Puppy really do need their rest they sleep upwards of 18 hours a day. 
Search the forum for bit inhibition there is a lot of advice on that.


----------



## lily cd re (Jul 23, 2012)

Please don't pop your puppy on the nose (I assume you mean a corporal correction by that). I don't generally find that most of the other things you have tried work for most puppies. I just disengage. If you were playing, play stops and puppy goes into the crate. If you were training and puppy starts biting, training stops and puppy goes into the crate. Don't yell, yipe or say much at all. Don't leave him for a long time as he will forget why he is there and moving him to the crate has to be fast. You have three seconds from an incorrect response to give feedback to correct it, so a minute in the crate should make the message get across, especially if it happens consistently over and over.

BTW this is absolutely 100% normal puppy behavior.

ETA since I think I was typing as twyla posted, a puppy that bites and makes small scratches or little punctures is not necessarily giving an uninhibited bite. It is just that their teeth are really sharp so that as they play with their litter mates they learn to give inhibited bites. Bite inhibition is very hard for people to teach to puppies and dogs. If a puppy bites and holds on and deeply breaks skin that is an uninhibited bite.


----------



## fjm (Jun 4, 2010)

Yelping and turning away worked for mine. I made it very clear that biting hurt, and that it stopped the game. Over and over and over again. A loud squeal, withdrawing my hand, and ignoring the puppy while I muttered over how much it hurt was usually enough to make the pup stop and think for a few seconds, and I could then resume the game in that brief pause. If things ever got so over the top that there was no pause I briefly left the room.
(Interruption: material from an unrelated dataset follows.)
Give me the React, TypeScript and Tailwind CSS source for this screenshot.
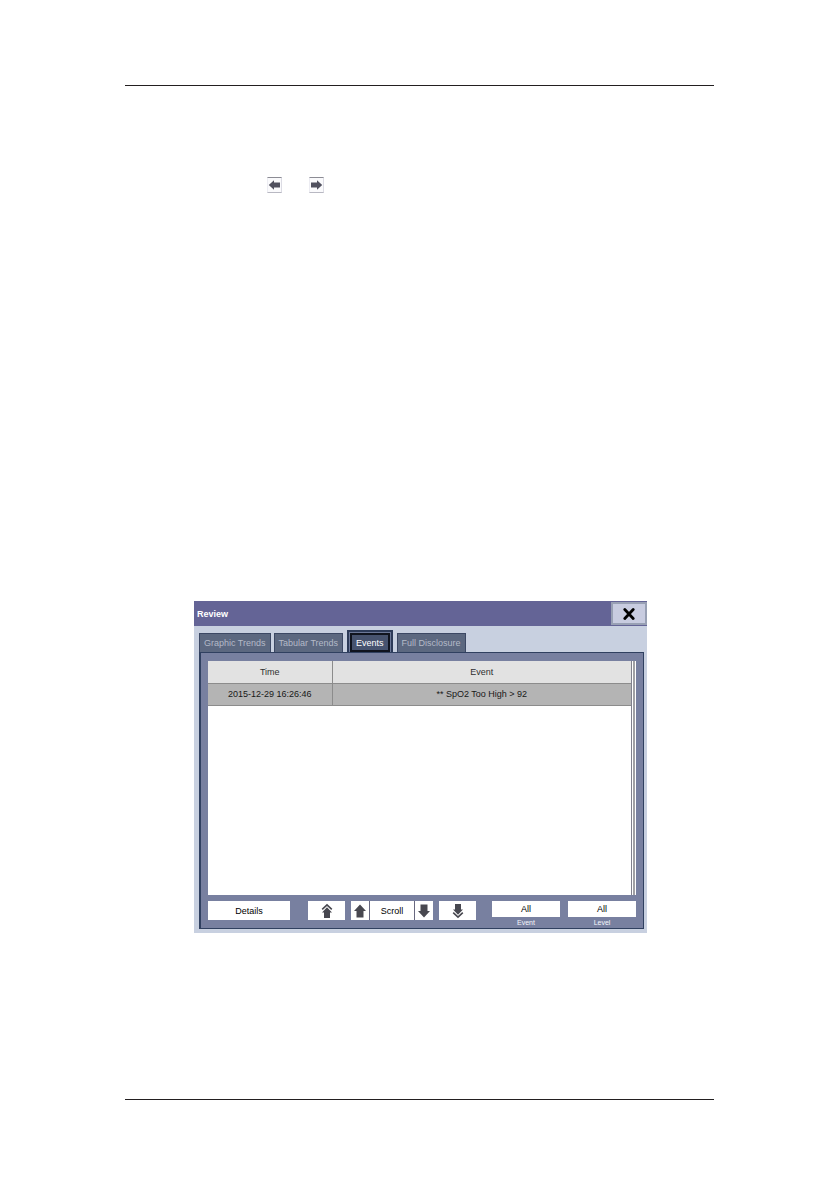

It has to be said that both Sophy and Poppy had over 10 weeks old when they came to me, so both had the benefit of those extra weeks of learning to play with siblings and other dogs. Poppy, of course, also had Sophy to help teach her - she was a little land shark and it took a while. It would be interesting to know whether there is really a correlation between time spent with litter mates and ease of teaching bite inhibition.


----------



## Mufar42 (Jan 1, 2017)

Unfortunately its what puppies do, they are teething their gums itch, hurt plus the get over stimulated. I find a firm no bite or a yelp (like your another puppy helps). Sometimes they are just like toddlers having a meltdown and they need their crate time to nap. My daughters boer would get overly excited and bite we would put hm in his crate and he would sleep for two hours. I am going thru this now with my new puppy too,


----------



## lily cd re (Jul 23, 2012)

I have a question for those of you who found a yelp and acting hurt worked. do you think the yelp and hurt act or the time out was really the effective part of what you did? For all three of our dogs and for most puppies I've had in classes I think it was the time out that let the pup figure it out much more than any acting hurt did. As fjm pointed out her babies were a little older when they came home and thus had really learned to give inhibited bites from their siblings. She really was practicing something they already knew not teaching something.


----------



## barbiespoodle (Apr 25, 2010)

I used fjm's method. 

When I adopted Eustace from the county pound, he was 9 months old and very mouthy as most terriers or terrier crosses are. And being large and powerful, his mouthiness hurt a lot.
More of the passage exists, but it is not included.